Serce bije dla Wisły

Rafał Boguski wspominając zwycięstwo Puszczy w Krakowie czuje słodko-gorzki smak.


W tabeli I ligi Puszcza Niepołomice po 11 kolejkach ma 20 punktów, czyi tyle samo co wicelider, a Wisła Kraków znajduje się poza strefą barażową tracąc do sąsiada zza miedzy 3 punkty. To efekt między innymi bezpośredniego starcia wygranego na stadionie przy ulicy Reymonta przez gości 3:2. Dodajmy, zwycięstwa które Rafał Boguski, obecnie pomocnik niepołomiczan, ale przecież zawodnik zaliczany do legend „Białej gwiazdy”, wspomina z mieszanymi uczuciami. Spędził wszak w krakowskiej drużynie 15 sezonów i zdobył z nią 3 tytuły mistrza Polski, a w europejskich pucharach rywalizował z Barceloną czy Tottenhamem.

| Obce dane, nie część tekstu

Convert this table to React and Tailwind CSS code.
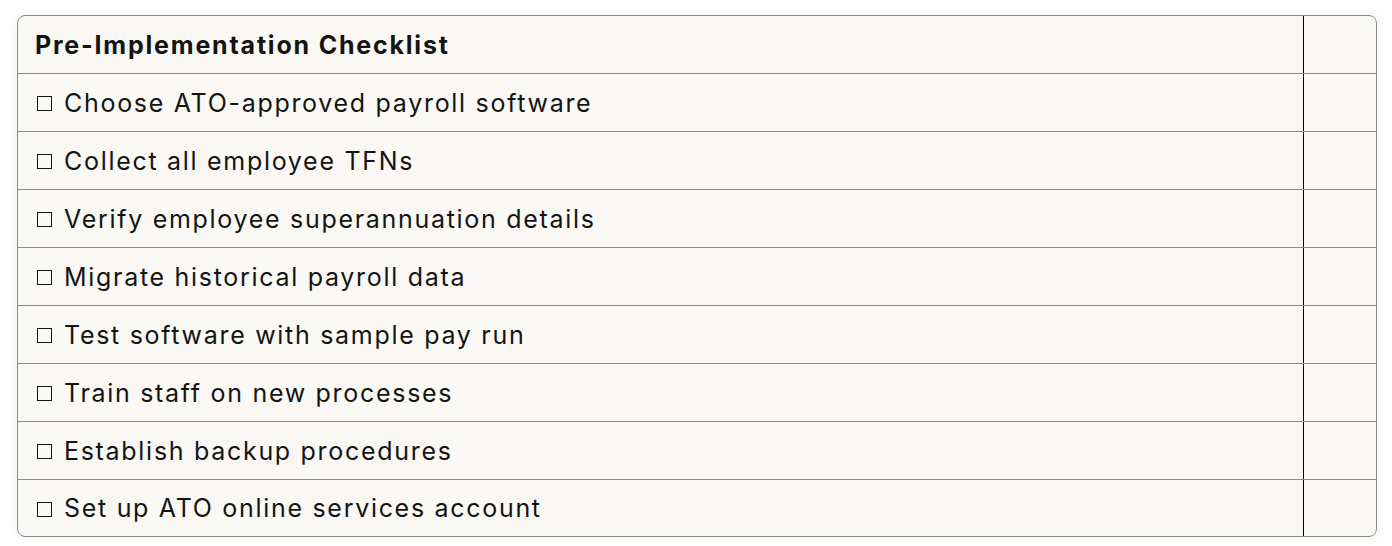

– Gdy latem 2021 roku żegnałem się z Wisłą, odchodząc do Puszczy, nawet mi przez myśl nie przyszło, że wrócę na nasz stadion jako przeciwnik – mówi 38-letni pomocnik. – Choć słowo „przeciwnik” nie za bardzo pasuje do tego co kibice mi zgotowali podczas meczu. I przywitanie, i pożegnanie gdy schodziłem z boiska, było iście wiślackie więc nie będę ukrywał, że byłem wzruszony i zapamiętam te chwile na bardzo długo. Tak jak cały mój pobyt w Wiśle.

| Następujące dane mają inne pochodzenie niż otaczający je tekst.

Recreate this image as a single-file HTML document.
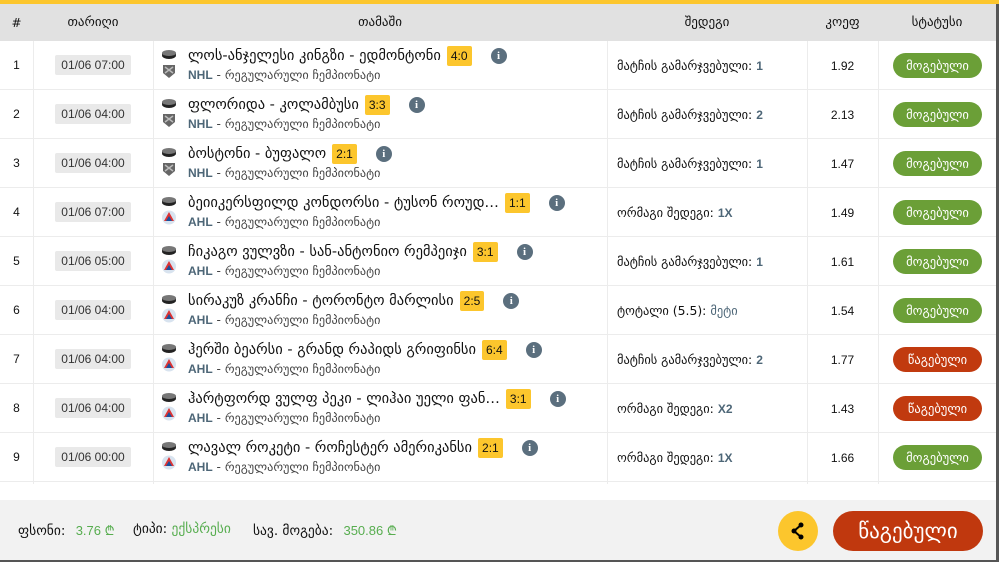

A wspominając ten mecz z 2 września cały czas czuję taki słodko-gorzki smak. Z jednej strony cieszyłem się z wygranej mojej obecnej drużyny, bo przyjechałem jako profesjonalny piłkarz, żeby wygrać spotkanie, ale z drugiej nie strony byłem smutny, bo moje serce bije dla Wisły, która po spadku nie maszeruje prostą drogą do awansu. Mam w tym swój udział i przykro mi, że tak się dzieje, ale życzę Wiśle wszystkiego najlepszego i cały czas mam nadzieję, że szybko wróci do ekstraklasy.

Zostawiają na boisku sporo zdrowia

Analizując grę Wisły doświadczony zawodnik zwrócił uwagę na kilka mankamentów.

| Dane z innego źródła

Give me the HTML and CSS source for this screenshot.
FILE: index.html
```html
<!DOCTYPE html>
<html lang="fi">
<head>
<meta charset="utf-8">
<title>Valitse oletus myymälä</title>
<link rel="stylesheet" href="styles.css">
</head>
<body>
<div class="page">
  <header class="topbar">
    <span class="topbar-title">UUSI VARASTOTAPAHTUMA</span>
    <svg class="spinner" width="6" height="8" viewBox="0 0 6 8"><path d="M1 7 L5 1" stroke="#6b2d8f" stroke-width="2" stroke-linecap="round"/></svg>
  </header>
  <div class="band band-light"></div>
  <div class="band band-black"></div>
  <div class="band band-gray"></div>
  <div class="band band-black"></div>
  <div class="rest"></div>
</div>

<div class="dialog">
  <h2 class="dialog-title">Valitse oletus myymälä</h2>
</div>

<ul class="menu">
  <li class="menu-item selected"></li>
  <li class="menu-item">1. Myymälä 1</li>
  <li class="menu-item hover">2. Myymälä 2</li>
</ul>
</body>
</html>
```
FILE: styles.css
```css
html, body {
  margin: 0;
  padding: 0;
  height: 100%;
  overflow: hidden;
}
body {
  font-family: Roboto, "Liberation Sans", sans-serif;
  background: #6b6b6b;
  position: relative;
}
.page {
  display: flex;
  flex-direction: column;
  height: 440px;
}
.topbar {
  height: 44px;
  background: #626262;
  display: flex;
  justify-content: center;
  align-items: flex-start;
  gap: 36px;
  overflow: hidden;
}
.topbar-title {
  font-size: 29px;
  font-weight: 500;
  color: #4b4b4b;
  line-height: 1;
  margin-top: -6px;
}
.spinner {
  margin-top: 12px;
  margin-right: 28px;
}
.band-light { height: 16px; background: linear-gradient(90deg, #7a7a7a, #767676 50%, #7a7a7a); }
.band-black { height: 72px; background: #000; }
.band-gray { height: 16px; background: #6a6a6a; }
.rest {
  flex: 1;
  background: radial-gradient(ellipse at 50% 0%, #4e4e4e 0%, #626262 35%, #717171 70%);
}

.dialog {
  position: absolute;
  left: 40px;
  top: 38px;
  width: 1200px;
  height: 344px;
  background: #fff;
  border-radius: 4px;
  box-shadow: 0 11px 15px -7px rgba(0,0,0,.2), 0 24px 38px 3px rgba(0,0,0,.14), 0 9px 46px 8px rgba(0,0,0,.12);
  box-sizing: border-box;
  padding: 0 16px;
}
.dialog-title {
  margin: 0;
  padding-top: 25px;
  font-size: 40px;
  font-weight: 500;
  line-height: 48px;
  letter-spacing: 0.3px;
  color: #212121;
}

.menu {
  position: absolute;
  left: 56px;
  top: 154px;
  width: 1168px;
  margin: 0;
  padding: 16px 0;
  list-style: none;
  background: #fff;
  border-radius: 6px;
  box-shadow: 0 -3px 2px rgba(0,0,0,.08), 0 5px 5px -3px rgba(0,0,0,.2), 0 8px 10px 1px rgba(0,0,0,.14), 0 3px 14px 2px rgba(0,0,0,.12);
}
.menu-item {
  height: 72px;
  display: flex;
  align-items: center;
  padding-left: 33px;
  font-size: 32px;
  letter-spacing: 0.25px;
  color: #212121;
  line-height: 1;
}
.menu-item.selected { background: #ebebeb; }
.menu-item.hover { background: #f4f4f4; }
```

– O niepowodzeniach Wisły decydują bramki tracone po stałych fragmentach gry – dodaje 6-krotne reprezentant Polski. – Nawet nam, choć przez kilka kolejek ta sztuka się nie udawała, to w meczu na Reymonta trafiliśmy tak trzy razy. Naszym śladem idą też inni. Umiejętnie wybijaliśmy zespół Jerzego Brzęczka z rytmu i przez to także gra Wisły się nie zazębiała. Podobnie atakują inne zespoły, a agresywna walka nie pasuje zawodnikom prowadzącym obecnie grę „Białej gwiazdy”. W I lidze zespoły, taki jak nasz, pracują na punkty dając nie tylko pełnię swoich piłkarskich umiejętności, ale zostawiając na boisku także sporo zdrowia. Wisła nawet jak gra na połowie rywala i pod względem posiadania piłki znacznie przewyższające przeciwnika to nie znajduje miejsca do oddania strzału. Każda drużyna walczy i to dosłownie. Zawodnicy biegają. Asekurują się i robią to z pełnym poświęceniem więc Wisła też musi tak grać, żeby wygrywać.

Szybko wyjść z dołka

Tym czym dla Rafała Boguskiego jest Wisła dla Krystiana Wachowiaka, oczywiście z zachowaniem wszelkich proporcji, jest Chojniczanka, z którą „Biała gwiazda” zmierzy się jutro wieczorem na wyjeździe. Czy drużyna z 14. miejsca też napsuje krwi 13-krotnemu mistrzowi Polski.

– Będzie miło wrócić do Chojnic – zapewnia obrońca zbliżający się do 21. urodzin – Nie wyobrażam sobie, żebym nie wyszedł w podstawowym składzie na ten mecz. Jestem bardzo mocno zmobilizowany, bo chcę się w starciu Chojniczanką pokazać z jak najlepszej strony. Chcemy szybko wyjść z tego dołka, w którym się znaleźliśmy. Już z Ruchem zespół zagrał lepiej, chłopaki bardzo chcieli pokazać się kibicom z dobrej strony i wygrać. Zostaliśmy jednak z jednym punktem, ale teraz nawet nie wyobrażamy sobie, żeby w Chojnicach został zrealizowany inny scenariusz niż nasza wygrana.


Na zdjęciu: Rafał Boguski (przy piłce) wciąż ma w sercu swój poprzedni klub.